Elspeth will be holding her own open studio again this year during July and Julia Hill’s studio will also be opened.

Alison Hullyer, who is exhibiting in her garden studio in Milton this year, is a printmaker whose work is sold by the National Trust among others.

She says: “Open Studios is the highlight of my year, to be honest, because I work in isolation. And it's just really nice to open your doors to the public and get actual feedback. Because when you put your work out into galleries or shops and you don't actually see who's buying it, or how people react to things.

“With Open Studios, you've got people coming directly to you and you can see what people are drawn to and they're really interested in the technique, especially the printmaking side of things because a lot of people don't understand printmaking as a process.”

Gabriella Del Valle, a jeweller, who is this year’s chair of COS, said: “When I first visited an open studio I just thought, goodness I've never seen anything like this before. I was fascinated to see the different types of jewellery that were being made to see how people did it. I had. I thought it was exciting and I knew I wanted to be part of it.”

She adds that the art is not the only attraction: “It's about seeing studios seeing art that people wouldn't necessarily have seen. And to be honest, a lot of them like nosing around people's houses as well. People will come and say: what a lovely garden, what a lovely house! Oh, look at your ponds, that’s part of the fun. So it is very informal and they get to chat to the artists and find out how it's all done.

“Now people come in and I say: do you want to see my studio? Oh, yes, they reply, especially the men, who can stand around looking bored sometimes.
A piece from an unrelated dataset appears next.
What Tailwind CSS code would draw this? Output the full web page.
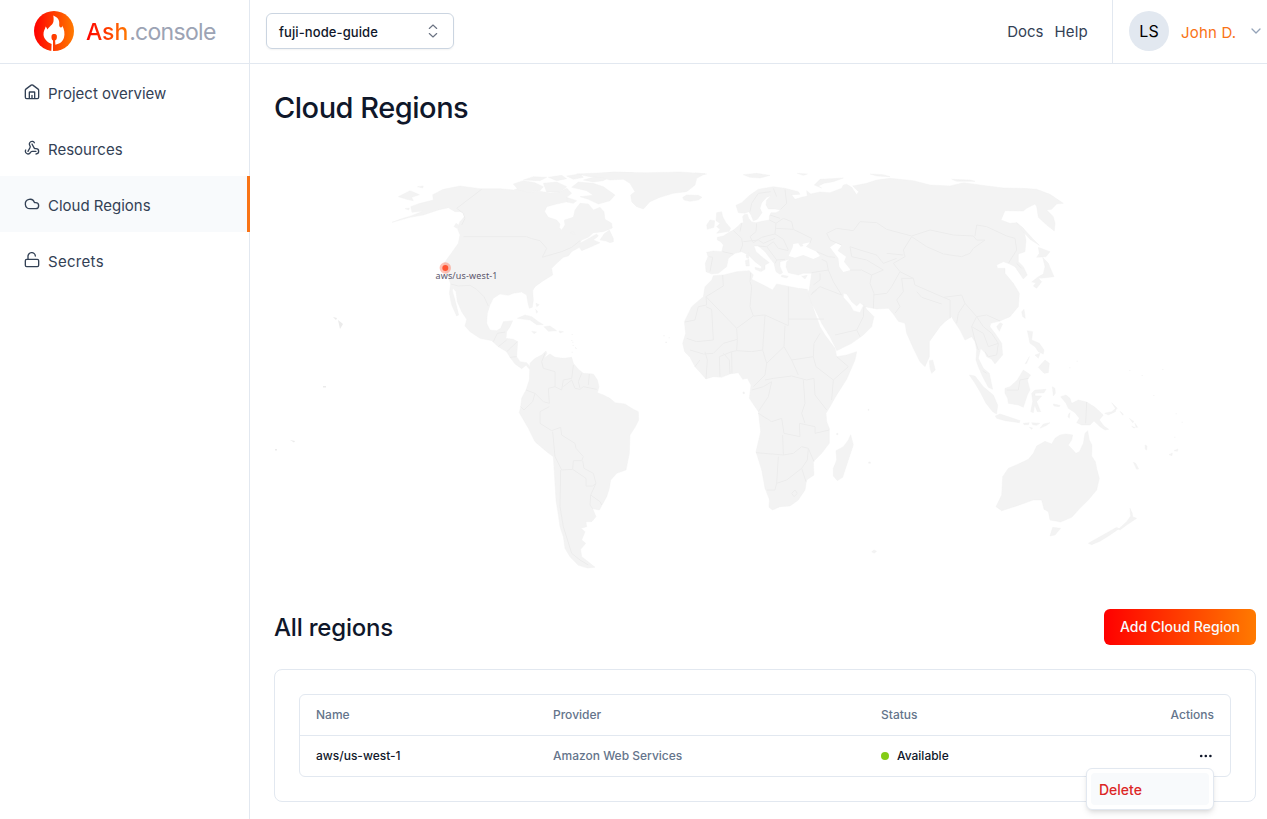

And they come and they look at the tools and I show them how I make things and how I take a black bit of silver and then turn it into something lovely. So they're really fascinated by that.”

Now Open Studios is coming full circle, with members joining together in small groups to put on village art trails with maps of half a dozen nearby studios for the public to visit.

Gabriella says; “People can use our website and guidebook to find the artists they want to visit but some artists have put together local trail leaflets,which have been really successful.”

Cambridge Open Studios will run during the first four weeks in July.